Quel impact sur Tanger Med ?

Qu’en sera-t-il des droits de port exercés au niveau du complexe portuaire de Tanger Med si ANP change ses tarifs? A priori aucun impact puisque celle-ci n’a aucune autorité sur le port containers du détroit. Ce dernier est exclusivement géré par Tanger Med Port Authority (TMPA) qui y exerce les missions et prérogatives publiques relatives à la gestion et au développement du complexe portuaire et agit par conséquent en qualité d’Autorité portuaire.
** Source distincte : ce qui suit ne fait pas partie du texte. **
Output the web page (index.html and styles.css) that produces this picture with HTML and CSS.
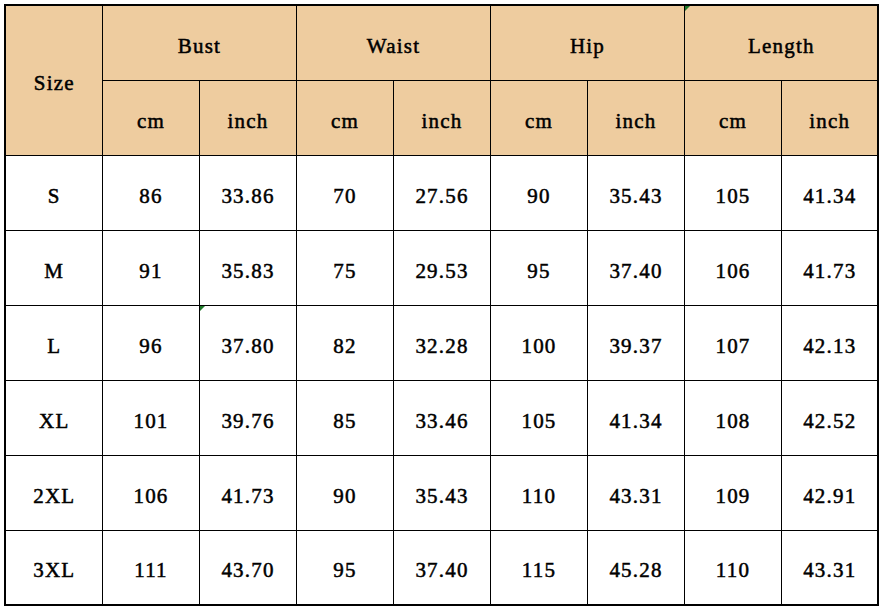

Il faut toutefois souligner que les acteurs portuaires avaient exprimé leur mécontentement quant aux prix jugés chers exercés par TMPA. Cette s’était alors défendue en assurant que «le coût de la traversée pour un camion TIR a baissé en passant de 450 euros en 2009 à 220 euros en 2013», selon Najlaa Diouri, la directrice générale de TMSA. Une baisse qui est due essentiellement à la réduction de la distance de traversée suite au transfert des activités passagers et roulier du port de Tanger-ville vers Tanger Med en 2010. Chose que semble remettre en cause ce professionnel portuaire qui déclare sous couvert d’anonymat que «Tanger Med surclasse les ports espagnols et même les autres ports marocains en termes de surestaries». Chose qui semble donc desservir Tanger Med notamment face à son concurrent immédiat d’Algesiras. Cela d’autant plus que le gouvernement espagnol applique depuis 2012 des bonifications et des réductions des tarifs des services réguliers de transport maritime en vue d’encourager les armateurs à ouvrir des lignes régulières passagers et frets.